Slaughterhouse Seven: Tales of an Arachnid Murderer
As we traveled northwest from Queenstown, crossing the Southern Alps, the landscape began to thicken: more forests, more waterfalls, more humidity, and more bugs. We arrived in Hokitika, a rural town that prides itself on it’s jade shops, fish and chips, and oceanfront location. Our hostel was eclectic and quaint (so quaint our group of 18 filled the entire building). Every room was painted a vibrant color dotted with native bird paintings. The pukeko, the weka, the kiwi—all sorts of birds danced about on walls, pot holders, salt and pepper shakers, and shower curtains, making known their significance to Kiwi culture.
In addition to the birds were bugs. Upon entering our egg yolk-yellow room was a spider the size of my fist. It greeted us from the bedpost, raising its two-times-too-long fang-like feet at us. I was left with a choice: fight or flee. Unexpectedly, I chose fight. I rolled up last week’s The Otago Times and whacked the arachnid to its death. Feeling mighty and as if I had squashed my fear of spiders (a life-long phobia attested by hundreds of “DAD! THERE’S A SPIDER IN MY ROOM CAN YOU COME KILL IT!?” events), I unpacked my bags.
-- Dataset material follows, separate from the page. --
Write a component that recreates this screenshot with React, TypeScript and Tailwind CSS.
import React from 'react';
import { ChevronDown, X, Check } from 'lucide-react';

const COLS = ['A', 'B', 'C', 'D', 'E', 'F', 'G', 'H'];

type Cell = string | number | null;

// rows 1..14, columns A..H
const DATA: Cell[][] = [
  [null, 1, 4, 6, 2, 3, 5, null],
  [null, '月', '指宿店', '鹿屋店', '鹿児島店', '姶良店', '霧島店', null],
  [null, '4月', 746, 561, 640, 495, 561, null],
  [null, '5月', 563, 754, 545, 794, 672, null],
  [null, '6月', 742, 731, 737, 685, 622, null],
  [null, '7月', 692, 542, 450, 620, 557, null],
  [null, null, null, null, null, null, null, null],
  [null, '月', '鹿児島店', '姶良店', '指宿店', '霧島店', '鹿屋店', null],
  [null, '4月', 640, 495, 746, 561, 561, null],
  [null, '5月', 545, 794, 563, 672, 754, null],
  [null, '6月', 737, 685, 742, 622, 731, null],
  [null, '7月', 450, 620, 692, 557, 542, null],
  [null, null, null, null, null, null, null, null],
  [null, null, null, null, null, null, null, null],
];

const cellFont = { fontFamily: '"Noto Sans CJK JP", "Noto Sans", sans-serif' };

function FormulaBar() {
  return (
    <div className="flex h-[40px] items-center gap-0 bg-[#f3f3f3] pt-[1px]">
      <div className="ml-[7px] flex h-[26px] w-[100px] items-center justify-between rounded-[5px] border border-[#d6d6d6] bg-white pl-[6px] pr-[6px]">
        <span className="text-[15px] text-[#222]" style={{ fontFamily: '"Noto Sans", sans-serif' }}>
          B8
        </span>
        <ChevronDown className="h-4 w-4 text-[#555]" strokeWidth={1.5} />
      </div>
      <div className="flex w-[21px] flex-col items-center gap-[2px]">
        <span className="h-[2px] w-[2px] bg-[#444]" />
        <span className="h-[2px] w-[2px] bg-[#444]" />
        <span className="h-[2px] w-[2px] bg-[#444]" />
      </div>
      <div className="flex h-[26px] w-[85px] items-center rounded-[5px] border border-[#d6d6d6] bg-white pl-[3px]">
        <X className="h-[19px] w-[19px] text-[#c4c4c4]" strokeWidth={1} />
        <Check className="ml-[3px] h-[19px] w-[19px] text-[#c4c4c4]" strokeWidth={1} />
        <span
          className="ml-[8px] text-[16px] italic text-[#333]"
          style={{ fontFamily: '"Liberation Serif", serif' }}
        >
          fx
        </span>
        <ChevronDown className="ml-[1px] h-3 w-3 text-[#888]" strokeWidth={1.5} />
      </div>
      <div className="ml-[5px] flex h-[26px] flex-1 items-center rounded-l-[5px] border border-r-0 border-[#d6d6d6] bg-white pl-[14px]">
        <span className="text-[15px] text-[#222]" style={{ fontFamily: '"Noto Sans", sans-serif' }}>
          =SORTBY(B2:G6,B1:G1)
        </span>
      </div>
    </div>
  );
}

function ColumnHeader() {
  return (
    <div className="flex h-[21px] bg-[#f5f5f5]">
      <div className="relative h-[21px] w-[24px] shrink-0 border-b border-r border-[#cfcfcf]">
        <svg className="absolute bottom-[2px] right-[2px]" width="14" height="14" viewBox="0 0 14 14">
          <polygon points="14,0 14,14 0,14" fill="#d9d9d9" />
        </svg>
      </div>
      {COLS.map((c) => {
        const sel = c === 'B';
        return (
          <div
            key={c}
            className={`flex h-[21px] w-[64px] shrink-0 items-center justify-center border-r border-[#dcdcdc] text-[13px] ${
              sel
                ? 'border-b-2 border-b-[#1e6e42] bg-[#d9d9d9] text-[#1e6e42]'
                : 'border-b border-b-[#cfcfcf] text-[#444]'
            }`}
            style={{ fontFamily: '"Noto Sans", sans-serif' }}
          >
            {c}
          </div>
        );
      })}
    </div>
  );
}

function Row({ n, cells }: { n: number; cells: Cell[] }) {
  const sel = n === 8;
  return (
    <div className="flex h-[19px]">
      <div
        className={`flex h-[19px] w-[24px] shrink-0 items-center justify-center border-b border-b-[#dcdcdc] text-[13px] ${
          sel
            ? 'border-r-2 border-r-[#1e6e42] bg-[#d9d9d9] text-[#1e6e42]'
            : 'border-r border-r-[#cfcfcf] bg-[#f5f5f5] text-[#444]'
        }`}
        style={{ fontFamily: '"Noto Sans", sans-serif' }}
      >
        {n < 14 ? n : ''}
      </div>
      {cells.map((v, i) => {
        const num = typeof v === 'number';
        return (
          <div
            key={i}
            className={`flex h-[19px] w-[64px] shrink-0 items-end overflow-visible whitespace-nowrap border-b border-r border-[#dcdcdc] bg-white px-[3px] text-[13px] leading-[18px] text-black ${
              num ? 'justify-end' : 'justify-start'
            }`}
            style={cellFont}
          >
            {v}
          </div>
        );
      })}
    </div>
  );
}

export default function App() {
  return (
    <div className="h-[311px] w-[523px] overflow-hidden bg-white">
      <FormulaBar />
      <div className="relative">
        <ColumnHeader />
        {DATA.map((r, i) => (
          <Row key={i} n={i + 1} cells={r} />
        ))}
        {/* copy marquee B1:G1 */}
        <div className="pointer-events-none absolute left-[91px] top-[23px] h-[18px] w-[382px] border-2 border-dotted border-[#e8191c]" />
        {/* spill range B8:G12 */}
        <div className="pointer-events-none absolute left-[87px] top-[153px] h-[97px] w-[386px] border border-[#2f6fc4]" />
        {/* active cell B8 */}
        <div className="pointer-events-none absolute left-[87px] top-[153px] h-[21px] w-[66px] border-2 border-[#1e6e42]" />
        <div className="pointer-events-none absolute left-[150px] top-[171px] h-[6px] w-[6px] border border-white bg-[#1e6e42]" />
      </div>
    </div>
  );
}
Five minutes later, another fang-feet spider (what it’s actually called I’m unsure) emerged on the window. Knowing that I would have to sleep with it in the same room did not settle with me, so I re-rolled The Otago Times and added a tally to the death toll. Where this internal might came from I have no clue, but the killing streak continued, slaughtering seven fang-feet spiders in one day. By day three, the sighting of bugs didn’t faze me. A mere newspaper whack took care of the job, and although I am covered in 23 bug bites (and counting), I have come to the realization that a) they are more afraid of me than I am of them and b) I am a mean, unstoppable bug killer.
Bugs aside, our weekend in Hokitika was quite calm and delightful. We splayed sandy towels and stolen airplane blankets on the beach under the scorching sun along the shores of the Tasman Sea. The water was a tolerable temperature, but the waves had such a strong pull—so strong rocks on the beach were uprooted and tossed about in the water—that swimming was unsafe. Instead, we spent hours on the beach, making the several kilometer trek to town along the water instead of on the highway, coating our toes in fine, black sand.
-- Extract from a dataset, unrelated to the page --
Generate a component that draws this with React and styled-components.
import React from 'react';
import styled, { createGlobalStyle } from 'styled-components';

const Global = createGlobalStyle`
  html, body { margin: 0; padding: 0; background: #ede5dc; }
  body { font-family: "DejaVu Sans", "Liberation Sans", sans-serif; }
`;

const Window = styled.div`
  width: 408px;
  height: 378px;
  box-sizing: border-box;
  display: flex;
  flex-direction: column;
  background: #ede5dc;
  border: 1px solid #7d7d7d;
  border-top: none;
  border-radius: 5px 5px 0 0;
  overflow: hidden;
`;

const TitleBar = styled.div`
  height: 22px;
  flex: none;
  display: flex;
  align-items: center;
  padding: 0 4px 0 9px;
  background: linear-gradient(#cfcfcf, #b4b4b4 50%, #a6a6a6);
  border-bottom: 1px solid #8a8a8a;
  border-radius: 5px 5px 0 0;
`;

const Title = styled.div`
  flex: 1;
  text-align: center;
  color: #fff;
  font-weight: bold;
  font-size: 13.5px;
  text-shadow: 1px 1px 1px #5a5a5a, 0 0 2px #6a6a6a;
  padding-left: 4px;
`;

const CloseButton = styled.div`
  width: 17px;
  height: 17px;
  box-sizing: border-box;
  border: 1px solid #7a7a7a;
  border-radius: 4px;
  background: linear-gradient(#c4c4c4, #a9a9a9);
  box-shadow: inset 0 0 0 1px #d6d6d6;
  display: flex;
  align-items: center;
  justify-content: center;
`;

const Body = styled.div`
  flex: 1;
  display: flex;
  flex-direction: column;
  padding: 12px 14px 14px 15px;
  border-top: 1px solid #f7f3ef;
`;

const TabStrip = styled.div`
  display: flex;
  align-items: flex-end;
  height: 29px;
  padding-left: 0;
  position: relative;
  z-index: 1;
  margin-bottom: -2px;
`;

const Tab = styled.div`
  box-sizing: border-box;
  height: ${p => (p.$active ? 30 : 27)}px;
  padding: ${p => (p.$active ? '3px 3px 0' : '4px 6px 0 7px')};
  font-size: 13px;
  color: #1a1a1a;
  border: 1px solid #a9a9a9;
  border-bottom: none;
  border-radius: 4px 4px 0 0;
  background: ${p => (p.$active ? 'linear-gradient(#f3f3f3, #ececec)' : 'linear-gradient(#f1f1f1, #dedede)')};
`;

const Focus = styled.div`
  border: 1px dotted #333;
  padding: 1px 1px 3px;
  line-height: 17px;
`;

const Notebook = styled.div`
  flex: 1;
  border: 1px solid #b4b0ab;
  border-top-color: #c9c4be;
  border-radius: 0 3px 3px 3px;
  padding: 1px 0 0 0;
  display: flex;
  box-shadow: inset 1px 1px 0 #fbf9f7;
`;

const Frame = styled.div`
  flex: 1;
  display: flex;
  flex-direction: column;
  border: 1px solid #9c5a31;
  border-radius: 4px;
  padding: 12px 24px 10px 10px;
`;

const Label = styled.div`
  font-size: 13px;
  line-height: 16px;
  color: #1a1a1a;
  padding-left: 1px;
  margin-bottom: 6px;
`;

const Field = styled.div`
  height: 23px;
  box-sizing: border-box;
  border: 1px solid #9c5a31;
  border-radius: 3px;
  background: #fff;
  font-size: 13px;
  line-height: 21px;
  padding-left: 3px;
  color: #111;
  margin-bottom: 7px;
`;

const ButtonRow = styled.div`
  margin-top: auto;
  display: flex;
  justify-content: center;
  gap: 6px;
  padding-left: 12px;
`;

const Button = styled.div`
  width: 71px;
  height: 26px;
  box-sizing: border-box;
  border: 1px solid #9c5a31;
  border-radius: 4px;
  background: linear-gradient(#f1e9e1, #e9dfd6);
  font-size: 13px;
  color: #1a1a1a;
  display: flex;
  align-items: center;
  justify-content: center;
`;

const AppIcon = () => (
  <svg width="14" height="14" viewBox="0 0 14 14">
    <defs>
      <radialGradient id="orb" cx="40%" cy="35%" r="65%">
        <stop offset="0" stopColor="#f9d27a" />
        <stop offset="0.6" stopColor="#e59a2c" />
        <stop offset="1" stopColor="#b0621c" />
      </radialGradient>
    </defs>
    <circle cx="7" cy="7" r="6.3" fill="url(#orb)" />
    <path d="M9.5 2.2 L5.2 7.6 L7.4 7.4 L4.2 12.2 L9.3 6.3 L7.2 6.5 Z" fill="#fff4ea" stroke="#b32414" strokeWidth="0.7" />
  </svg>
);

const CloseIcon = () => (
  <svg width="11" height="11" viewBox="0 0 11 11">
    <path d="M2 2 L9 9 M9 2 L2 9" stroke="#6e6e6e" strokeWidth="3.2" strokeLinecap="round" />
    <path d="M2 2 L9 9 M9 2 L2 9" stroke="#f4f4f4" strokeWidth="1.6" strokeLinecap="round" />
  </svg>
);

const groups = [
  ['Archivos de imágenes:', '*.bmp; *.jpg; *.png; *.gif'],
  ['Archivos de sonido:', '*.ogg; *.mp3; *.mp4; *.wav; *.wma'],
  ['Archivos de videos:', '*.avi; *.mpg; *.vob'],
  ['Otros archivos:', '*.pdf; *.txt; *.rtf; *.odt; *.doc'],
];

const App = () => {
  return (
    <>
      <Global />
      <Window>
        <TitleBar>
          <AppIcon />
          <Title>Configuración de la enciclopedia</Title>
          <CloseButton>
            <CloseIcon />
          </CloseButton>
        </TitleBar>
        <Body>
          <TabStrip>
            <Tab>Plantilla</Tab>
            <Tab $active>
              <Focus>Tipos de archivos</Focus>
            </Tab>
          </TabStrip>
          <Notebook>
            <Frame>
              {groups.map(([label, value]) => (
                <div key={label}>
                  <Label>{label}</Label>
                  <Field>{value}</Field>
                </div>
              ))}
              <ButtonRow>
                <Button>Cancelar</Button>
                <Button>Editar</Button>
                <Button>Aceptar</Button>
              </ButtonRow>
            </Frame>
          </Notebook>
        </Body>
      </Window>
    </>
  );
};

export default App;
While the majority of the time we were in Hokitika it was the weekend and therefore did not have class, on Friday we went into town and sketched repetition. This process is something we’ve focused on as the quarter progresses. Depending on the location, we analyze and sketch, using different lenses such as form, experience, pattern, and process. The outcomes vary from person to person, making the sharing of ideas almost more enriching than the sketching itself.
This multifaceted exercise is both fresh in idea and helpful to our individual studies. I’ve found that it makes me think about intricate details, which then lead to ideas for creative writing. For others, whether they’re majoring in public health, biology, or landscape architecture, their unique outlooks vividly develop as the quarter continues, as demonstrated by sketches. The variety of perspectives our group offers has played a key role in our studies. In addition to these exercises, we are constantly considering, comparing, and opening our thoughts, making for valuable, interdisciplinary learning provoked by our surroundings and sense of place. And these surroundings—the fang-feet spiders, the fine black sand, the Tasman Sea’s devil-like waves—are precisely how New Zealand so perfectly feeds into our educational process.